Views: 0 Author: Site Editor Publish Time: 2026-05-21 Origin: Site
"If the mooring tail is slightly weaker than the main line, it will wear out and fail first, protecting the more expensive main rope while making maintenance and replacement easier."
This line of thinking is not uncommon in some mooring arrangements. However, from both a mooring mechanics perspective and an industry standards standpoint, it is a common misconception.
Strength Relationship Between Mooring Tails and Main Lines
According to the OCIMF Mooring Equipment Guidelines (MEG4), the Minimum Breaking Load (MBL) of a mooring tail should typically be 25%–30% higher than that of its corresponding main line. This is because mooring tails are often subjected to the highest concentration of wear and degradation within the mooring system.
During operation, mooring tails continuously absorb dynamic loads generated by vessel movements while frequently passing through high-friction areas such as fairleads and bollards. As a result, they generally experience fatigue and abrasion at a faster rate than the main lines.
If a mooring tail starts with a lower strength than the main line, its residual strength will reach a critical level much sooner. At the same time, the main line may be exposed to additional and uneven loading, accelerating fatigue damage and reducing the service life of the entire mooring arrangement.
In other words, the higher initial strength of a mooring tail is not a form of overdesign—it is compensation for the accelerated wear and strength loss that occurs during service.
The Real Principle of Safe Load Release
Another important point is that allowing the tail to fail first should never be considered a reliable risk-control strategy.
When a rope breaks, the stored energy can be released violently, generating dangerous snapback forces. Rope failure has long been recognized as one of the most significant causes of injury during mooring operations.
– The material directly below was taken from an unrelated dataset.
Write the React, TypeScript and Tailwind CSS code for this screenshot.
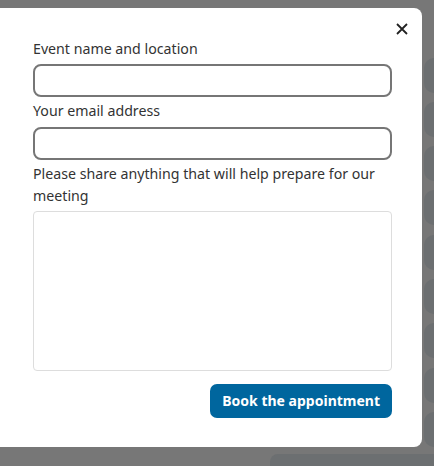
import React from "react";

const blocks = [58, 102, 146, 190, 235, 279, 323, 368, 412];

export default function App() {
  return (
    <div className="relative w-[434px] h-[466px] overflow-hidden bg-[#777777]" style={{ fontFamily: '"Noto Sans", sans-serif' }}>
      {blocks.map((t) => (
        <div key={t} className="absolute left-[424px] w-[40px] h-[35px] rounded-[10px] bg-[#6c6f71]" style={{ top: t }} />
      ))}
      <div className="absolute left-[270px] top-[454px] w-[200px] h-[40px] rounded-[8px] bg-[#6c6f71]" />
      <div className="absolute left-[-16px] top-[8px] w-[438px] h-[439px] bg-white rounded-[8px] pl-[49px] pr-[30px] pt-[30px]">
        <button className="absolute right-[11px] top-[12px] w-[18px] h-[18px] flex items-center justify-center text-[#222]">
          <svg width="12" height="12" viewBox="0 0 12 12" fill="none" stroke="currentColor" strokeWidth="1.8">
            <path d="M1 1L11 11M11 1L1 11" />
          </svg>
        </button>
        <div className="flex flex-col text-[14.2px] leading-[22px] text-[#333333]">
          <label>Event name and location</label>
          <input className="mt-[4px] h-[33px] rounded-[8px] border-2 border-[#767676] outline-none" />
          <label className="mt-[3px]">Your email address</label>
          <input className="mt-[5px] h-[33px] rounded-[8px] border-2 border-[#767676] outline-none" />
          <label className="mt-[3px]">Please share anything that will help prepare for our meeting</label>
          <textarea className="mt-[4px] h-[160px] rounded-[4px] border border-[#dddddd] outline-none resize-none" />
          <div className="flex justify-end mt-[13px]">
            <button className="h-[34px] px-[12px] rounded-[7px] bg-[#00669e] text-white font-bold text-[14px]">Book the appointment</button>
          </div>
        </div>
      </div>
    </div>
  );
}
In a properly designed mooring system, abnormal loads are not intended to be relieved by the failure of a rope component. Instead, load release is typically managed by the mooring winch brake system, which is designed to slip or render in a controlled manner at predetermined load levels, thereby dissipating excess force safely.
The Goal Is System Stability, Not Controlled Failure
A well-designed mooring arrangement is not built around deciding which rope should break first. The objective is to ensure that the entire system maintains a stable and predictable load distribution throughout its service life.
The requirement for mooring tails to have higher strength than the corresponding main lines is therefore not a waste of material or cost. Rather, it is an essential part of mooring system design, helping to preserve service life, maintain load balance, and provide the necessary safety margin for reliable operations.